**TO BE DONE**
Skip the pictures. Set down, word for word, the lines from the start of the material up to and including the line with "BsApple, BsFacebook, BsGoogle".

-- start --

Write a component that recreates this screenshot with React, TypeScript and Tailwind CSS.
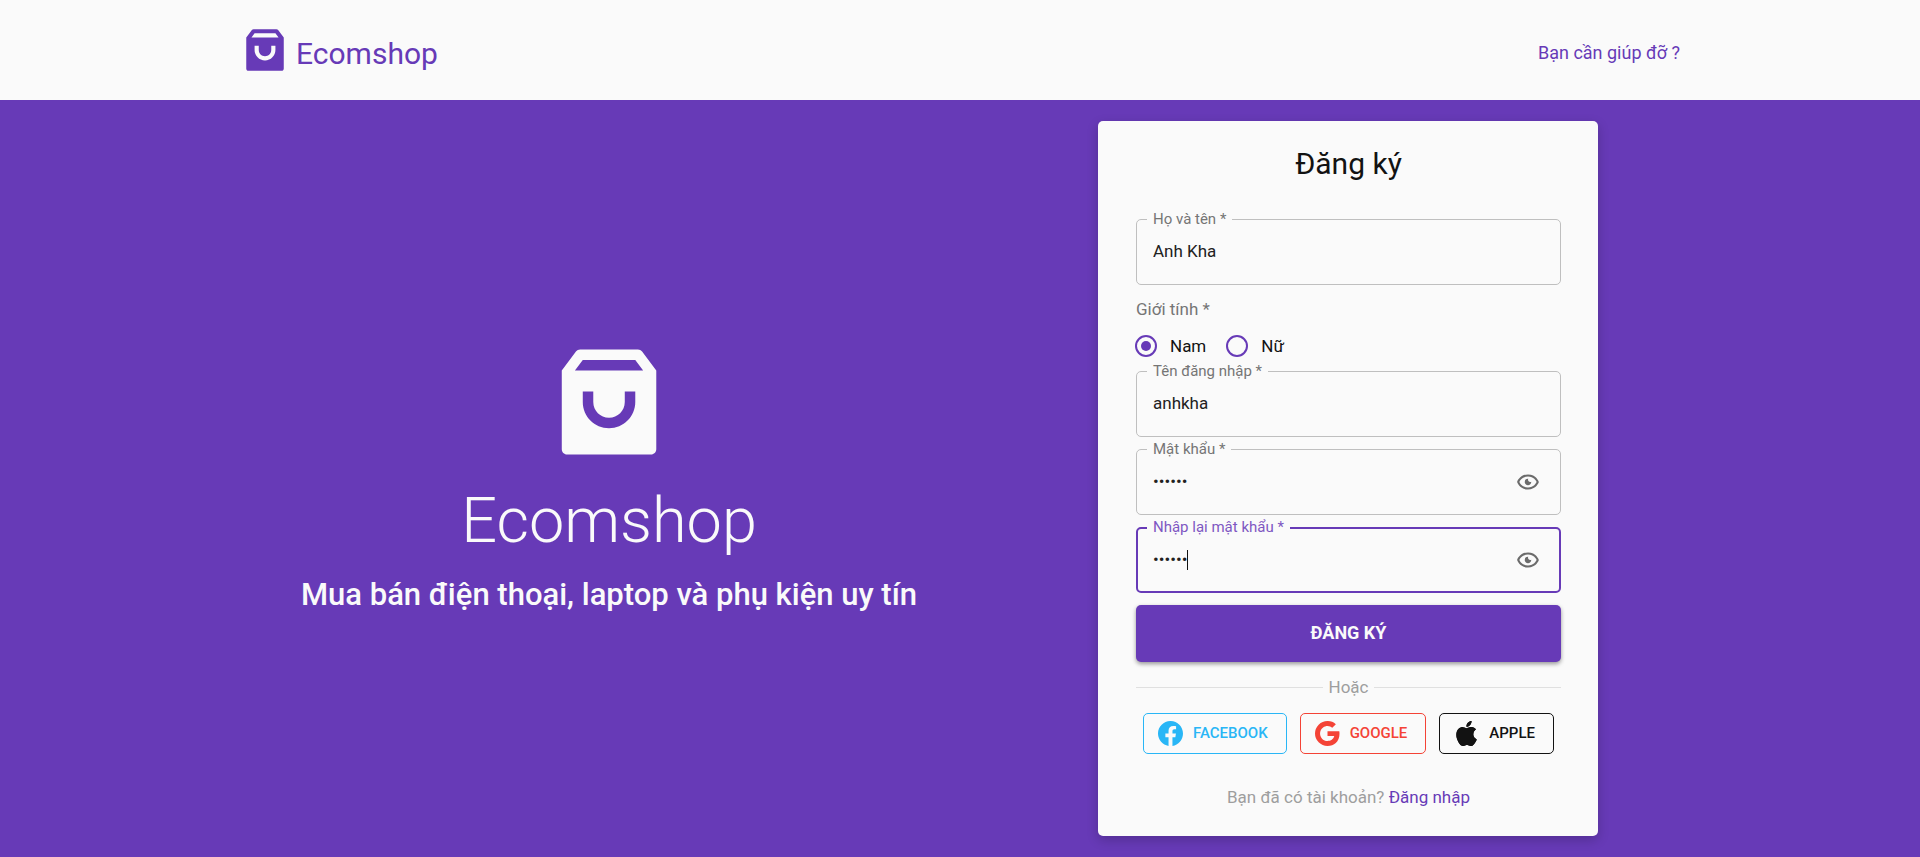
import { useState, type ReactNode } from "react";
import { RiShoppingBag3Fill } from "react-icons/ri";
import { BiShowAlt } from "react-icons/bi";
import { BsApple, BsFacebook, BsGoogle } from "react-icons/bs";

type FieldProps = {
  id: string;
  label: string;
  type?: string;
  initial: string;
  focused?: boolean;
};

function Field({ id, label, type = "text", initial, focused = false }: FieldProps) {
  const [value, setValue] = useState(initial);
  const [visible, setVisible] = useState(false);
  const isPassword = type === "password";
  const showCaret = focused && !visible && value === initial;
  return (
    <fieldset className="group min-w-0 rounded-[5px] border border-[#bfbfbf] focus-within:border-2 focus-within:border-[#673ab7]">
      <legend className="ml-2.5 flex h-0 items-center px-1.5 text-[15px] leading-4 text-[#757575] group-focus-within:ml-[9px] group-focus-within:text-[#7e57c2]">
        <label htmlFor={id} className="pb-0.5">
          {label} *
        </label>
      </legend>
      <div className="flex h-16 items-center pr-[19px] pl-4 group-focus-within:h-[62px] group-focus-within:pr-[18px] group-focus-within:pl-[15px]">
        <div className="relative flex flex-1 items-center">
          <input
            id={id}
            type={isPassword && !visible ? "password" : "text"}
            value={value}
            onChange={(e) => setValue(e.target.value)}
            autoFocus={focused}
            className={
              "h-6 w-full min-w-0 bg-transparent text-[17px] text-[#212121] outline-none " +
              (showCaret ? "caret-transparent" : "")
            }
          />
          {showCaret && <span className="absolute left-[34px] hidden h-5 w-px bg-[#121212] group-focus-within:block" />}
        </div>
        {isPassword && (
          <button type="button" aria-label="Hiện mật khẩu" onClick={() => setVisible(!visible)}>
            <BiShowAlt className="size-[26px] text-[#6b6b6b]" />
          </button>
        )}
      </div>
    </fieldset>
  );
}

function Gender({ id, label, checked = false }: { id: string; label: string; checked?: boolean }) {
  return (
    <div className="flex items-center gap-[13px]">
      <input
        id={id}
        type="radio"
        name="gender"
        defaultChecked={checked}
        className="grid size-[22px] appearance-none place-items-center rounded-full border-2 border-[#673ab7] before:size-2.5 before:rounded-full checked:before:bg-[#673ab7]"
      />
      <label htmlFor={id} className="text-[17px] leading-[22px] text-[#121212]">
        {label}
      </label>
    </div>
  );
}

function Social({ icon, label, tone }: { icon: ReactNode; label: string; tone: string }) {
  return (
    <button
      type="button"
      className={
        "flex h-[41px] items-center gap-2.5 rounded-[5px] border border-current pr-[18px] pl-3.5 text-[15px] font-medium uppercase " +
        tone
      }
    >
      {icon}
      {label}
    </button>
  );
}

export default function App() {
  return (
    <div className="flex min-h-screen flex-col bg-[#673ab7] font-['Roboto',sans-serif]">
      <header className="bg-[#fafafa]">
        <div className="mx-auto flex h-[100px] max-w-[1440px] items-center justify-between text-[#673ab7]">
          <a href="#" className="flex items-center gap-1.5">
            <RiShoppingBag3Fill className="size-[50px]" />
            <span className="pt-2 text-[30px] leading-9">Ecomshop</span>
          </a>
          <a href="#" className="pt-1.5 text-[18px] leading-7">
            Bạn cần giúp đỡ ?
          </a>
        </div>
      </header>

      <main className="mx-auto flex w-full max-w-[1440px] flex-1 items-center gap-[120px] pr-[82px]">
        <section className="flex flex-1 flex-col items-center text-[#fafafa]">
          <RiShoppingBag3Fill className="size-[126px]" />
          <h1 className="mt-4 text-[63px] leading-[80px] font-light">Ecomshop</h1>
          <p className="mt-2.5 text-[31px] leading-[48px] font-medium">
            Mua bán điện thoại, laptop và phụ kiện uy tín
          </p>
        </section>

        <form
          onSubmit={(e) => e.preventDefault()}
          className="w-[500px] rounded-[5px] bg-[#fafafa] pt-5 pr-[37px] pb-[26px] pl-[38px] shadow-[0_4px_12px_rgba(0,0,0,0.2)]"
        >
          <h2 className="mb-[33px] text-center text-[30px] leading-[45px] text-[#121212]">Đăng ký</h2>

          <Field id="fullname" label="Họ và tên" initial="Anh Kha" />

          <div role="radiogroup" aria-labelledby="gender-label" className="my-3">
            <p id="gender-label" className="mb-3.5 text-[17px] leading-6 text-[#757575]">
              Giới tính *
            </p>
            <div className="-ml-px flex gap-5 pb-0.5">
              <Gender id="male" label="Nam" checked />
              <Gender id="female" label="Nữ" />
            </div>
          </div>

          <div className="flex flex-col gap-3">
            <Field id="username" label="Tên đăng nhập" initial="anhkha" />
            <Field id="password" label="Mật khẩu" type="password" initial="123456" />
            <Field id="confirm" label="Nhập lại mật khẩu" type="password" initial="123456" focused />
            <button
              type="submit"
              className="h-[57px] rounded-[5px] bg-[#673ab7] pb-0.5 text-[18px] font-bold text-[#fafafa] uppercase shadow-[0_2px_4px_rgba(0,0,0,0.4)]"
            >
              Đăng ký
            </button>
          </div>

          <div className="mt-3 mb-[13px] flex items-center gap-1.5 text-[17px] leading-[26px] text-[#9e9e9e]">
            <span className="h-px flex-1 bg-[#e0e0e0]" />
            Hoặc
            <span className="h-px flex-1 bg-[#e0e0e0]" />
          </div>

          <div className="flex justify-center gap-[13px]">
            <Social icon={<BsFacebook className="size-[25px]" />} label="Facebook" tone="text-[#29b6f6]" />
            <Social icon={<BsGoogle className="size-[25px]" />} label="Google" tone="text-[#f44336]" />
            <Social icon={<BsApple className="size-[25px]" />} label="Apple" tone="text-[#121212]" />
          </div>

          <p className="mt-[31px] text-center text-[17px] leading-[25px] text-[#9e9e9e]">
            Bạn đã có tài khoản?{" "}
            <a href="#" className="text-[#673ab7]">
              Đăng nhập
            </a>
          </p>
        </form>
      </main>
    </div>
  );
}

-- end --

**EXPECTED OUTPUT**
Write a component that recreates this screenshot with React, TypeScript and Tailwind CSS.
import { useState, type ReactNode } from "react";
import { RiShoppingBag3Fill } from "react-icons/ri";
import { BiShowAlt } from "react-icons/bi";
import { BsApple, BsFacebook, BsGoogle } from "react-icons/bs";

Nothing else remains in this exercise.